>>> Correct. He is violating the license in a number of ways, though it
>>> probably isn't totally intentional.
>>
>> Removing copyright and licence statements can't have been anything BUT
>> intentional.
>>
>> That's really a basic rule, pretty much a "programming 101" thing. You
>> know, like "test your code", "don't remove other folks' copyrights",
>> "don't try to change the licence on code copyrighted by someone else".
That's programming 101 in a litigous country. Some people are lucky
enough to live in places where the law is treated with the respect
it deserves.
> Well, I suspect that poor soul did not know what (s)he was doing. They
> are clearly trying to do the right thing... just paste back original
> copyrights and be done with it.
> No need to pull them into the loop, I'd say. What they done is wrong,
> but we can correct it without their help.
I'm with Pavel. This was probably done by some underpaid junior coder
in Bangalore who is utterly innocent of law, much less international law.
The point is, they didn't try to claim it's proprietary and a trade secret.

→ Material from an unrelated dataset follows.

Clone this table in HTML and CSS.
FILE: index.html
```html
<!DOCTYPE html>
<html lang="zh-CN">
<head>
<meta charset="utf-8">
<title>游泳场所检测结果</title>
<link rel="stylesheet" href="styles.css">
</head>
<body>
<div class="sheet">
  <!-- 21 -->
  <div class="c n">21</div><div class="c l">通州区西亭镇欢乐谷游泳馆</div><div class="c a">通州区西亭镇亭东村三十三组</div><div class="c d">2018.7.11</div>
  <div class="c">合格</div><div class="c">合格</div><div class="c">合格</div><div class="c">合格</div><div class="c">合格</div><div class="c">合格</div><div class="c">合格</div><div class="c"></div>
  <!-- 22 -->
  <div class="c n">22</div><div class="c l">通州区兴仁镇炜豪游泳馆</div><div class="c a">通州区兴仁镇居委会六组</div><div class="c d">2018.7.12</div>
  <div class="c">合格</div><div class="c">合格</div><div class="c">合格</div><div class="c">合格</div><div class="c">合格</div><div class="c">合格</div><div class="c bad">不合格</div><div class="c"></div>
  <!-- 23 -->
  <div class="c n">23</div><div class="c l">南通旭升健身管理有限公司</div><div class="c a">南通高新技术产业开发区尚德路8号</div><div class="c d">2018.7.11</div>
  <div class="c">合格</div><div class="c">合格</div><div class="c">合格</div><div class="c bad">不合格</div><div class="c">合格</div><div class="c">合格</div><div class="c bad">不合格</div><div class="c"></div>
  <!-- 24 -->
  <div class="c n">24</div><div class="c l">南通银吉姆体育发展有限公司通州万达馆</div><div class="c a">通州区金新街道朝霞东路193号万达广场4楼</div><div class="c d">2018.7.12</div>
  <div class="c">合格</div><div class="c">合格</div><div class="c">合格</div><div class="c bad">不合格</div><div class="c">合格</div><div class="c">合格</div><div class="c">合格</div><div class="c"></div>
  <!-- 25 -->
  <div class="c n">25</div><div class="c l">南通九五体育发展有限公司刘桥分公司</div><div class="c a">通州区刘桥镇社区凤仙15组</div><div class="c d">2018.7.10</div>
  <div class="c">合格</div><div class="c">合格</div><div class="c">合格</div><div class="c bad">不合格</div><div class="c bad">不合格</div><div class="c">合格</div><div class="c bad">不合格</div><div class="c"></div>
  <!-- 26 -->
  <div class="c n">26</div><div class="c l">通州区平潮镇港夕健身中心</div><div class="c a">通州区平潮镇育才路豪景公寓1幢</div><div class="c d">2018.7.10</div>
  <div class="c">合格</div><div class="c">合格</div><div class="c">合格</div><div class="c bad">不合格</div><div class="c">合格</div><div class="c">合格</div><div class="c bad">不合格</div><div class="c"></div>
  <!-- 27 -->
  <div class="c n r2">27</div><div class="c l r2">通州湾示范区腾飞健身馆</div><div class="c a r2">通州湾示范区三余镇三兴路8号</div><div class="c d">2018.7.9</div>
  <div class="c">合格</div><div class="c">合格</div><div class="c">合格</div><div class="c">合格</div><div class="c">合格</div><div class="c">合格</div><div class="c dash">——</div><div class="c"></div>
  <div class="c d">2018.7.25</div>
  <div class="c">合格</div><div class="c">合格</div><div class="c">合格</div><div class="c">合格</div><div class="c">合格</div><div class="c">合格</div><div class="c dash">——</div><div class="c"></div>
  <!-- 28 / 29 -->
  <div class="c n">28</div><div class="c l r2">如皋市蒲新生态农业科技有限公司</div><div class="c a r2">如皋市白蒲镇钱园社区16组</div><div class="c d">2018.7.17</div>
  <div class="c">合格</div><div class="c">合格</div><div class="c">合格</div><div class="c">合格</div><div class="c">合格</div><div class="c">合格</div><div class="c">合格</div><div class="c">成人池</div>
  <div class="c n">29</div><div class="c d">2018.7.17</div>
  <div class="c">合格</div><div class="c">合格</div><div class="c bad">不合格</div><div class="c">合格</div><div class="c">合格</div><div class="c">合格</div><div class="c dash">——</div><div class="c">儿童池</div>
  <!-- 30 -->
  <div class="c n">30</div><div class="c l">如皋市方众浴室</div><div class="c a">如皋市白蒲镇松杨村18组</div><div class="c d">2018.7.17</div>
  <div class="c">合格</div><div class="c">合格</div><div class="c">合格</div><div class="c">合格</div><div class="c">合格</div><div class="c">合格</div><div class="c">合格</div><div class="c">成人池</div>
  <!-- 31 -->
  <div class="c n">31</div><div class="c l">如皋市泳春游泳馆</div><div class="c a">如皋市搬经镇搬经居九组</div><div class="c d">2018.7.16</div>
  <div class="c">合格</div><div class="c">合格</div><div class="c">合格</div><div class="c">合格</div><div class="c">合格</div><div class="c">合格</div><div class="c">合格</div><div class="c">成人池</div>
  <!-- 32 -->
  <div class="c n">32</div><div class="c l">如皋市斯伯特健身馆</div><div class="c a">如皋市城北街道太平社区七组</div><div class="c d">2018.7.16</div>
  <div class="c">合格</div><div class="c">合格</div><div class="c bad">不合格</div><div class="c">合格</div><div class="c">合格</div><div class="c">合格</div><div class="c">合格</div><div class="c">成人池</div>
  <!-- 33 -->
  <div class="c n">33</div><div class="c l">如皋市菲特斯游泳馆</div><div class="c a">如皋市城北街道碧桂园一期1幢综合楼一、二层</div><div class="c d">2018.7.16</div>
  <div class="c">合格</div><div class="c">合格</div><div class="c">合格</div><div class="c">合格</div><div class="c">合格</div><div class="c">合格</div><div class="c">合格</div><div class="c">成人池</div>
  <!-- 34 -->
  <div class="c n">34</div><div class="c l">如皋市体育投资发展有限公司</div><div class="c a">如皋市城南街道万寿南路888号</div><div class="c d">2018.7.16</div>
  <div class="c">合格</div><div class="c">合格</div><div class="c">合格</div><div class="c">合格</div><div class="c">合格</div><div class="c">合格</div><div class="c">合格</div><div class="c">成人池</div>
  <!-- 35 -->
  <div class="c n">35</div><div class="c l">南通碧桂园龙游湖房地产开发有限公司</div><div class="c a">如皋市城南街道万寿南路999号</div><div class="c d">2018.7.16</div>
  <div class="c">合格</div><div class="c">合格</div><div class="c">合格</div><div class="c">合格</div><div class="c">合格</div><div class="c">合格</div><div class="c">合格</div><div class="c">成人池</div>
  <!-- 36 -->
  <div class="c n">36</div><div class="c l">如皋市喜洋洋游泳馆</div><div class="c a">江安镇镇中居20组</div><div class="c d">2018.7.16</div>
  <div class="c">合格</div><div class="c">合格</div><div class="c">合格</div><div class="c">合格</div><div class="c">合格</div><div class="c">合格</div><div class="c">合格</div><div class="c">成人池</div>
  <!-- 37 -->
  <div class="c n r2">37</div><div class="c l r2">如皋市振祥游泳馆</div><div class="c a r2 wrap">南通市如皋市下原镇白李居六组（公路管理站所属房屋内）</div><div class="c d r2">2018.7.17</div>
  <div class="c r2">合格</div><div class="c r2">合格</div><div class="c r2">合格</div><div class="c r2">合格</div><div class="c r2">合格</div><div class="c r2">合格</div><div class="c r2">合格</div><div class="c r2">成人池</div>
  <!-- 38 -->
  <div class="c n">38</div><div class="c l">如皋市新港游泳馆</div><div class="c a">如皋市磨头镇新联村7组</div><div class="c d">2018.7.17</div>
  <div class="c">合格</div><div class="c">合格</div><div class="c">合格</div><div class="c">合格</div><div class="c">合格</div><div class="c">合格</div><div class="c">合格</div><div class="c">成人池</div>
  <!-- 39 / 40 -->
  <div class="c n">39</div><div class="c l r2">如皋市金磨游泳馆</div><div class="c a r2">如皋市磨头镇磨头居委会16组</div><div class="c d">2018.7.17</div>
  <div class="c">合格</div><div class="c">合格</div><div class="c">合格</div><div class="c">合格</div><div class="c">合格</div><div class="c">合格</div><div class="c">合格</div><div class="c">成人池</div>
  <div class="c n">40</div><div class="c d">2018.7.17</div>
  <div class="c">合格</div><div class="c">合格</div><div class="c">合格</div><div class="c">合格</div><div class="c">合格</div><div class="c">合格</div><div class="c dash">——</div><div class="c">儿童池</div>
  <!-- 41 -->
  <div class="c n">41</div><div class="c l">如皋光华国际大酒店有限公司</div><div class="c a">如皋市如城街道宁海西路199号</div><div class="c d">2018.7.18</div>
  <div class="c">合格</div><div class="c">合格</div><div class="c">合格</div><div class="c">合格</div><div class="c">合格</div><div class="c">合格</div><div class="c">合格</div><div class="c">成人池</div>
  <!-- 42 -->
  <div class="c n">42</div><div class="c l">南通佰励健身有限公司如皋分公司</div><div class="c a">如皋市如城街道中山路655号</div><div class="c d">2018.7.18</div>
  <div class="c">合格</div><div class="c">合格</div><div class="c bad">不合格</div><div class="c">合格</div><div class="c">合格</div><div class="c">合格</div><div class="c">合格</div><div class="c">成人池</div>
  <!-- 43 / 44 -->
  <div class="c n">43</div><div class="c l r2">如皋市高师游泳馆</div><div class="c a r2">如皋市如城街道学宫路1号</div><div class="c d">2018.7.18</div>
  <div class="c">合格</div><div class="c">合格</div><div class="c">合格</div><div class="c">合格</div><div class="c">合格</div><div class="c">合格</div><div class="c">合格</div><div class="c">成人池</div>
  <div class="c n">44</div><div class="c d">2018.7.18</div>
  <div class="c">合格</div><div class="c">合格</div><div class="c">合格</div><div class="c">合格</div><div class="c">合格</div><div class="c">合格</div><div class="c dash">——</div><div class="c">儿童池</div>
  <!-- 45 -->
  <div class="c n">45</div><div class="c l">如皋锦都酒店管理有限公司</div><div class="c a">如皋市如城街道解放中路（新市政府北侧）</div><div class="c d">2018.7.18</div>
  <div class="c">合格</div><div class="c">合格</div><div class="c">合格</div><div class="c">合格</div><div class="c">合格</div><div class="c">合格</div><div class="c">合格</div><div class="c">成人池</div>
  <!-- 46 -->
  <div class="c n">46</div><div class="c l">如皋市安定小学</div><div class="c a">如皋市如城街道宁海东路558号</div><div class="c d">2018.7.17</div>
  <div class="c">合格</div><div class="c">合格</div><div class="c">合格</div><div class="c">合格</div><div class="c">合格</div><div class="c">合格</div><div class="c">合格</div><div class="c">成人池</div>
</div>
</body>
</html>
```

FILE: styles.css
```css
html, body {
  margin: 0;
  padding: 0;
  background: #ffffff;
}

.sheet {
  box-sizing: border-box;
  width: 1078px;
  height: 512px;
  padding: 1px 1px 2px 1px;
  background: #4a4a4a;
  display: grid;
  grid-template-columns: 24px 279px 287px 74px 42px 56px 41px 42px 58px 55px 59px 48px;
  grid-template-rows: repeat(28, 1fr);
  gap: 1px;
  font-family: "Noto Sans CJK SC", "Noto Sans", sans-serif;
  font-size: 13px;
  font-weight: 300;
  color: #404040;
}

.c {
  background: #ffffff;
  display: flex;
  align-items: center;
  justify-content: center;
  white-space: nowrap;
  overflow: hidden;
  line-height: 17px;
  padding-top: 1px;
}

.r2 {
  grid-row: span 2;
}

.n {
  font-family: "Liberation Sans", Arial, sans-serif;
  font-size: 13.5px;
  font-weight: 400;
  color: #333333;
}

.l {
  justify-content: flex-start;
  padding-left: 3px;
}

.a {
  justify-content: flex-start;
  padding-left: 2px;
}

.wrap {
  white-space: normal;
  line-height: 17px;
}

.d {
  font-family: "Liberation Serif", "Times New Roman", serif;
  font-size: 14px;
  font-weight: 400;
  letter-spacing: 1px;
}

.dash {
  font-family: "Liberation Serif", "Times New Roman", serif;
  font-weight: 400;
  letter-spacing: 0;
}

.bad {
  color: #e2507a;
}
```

Misplacing the credit is very rude, but also easily fixable, especially
once the duplicate code is properly factored out.
A mention of "you shouldn't do that" is appropriate, but harassing a party
who's basically being cooperative is unnecessary and counterproductive.
A lot of expensive stonewalling in courts is caused by the fact that
it's dangerous to admit that you did anything wrong; it has very little
benefit, and lawyers proceed to just twist it into "and what else *aren't*
they admitting to?" Unless you want to encourage that behaviour,
please don't make their lawyers regret that they let the source code
out with the incriminating lack-of-comments. Just fix it and move on.
Save your righteous ire for the hard cases at gpl-violations.org.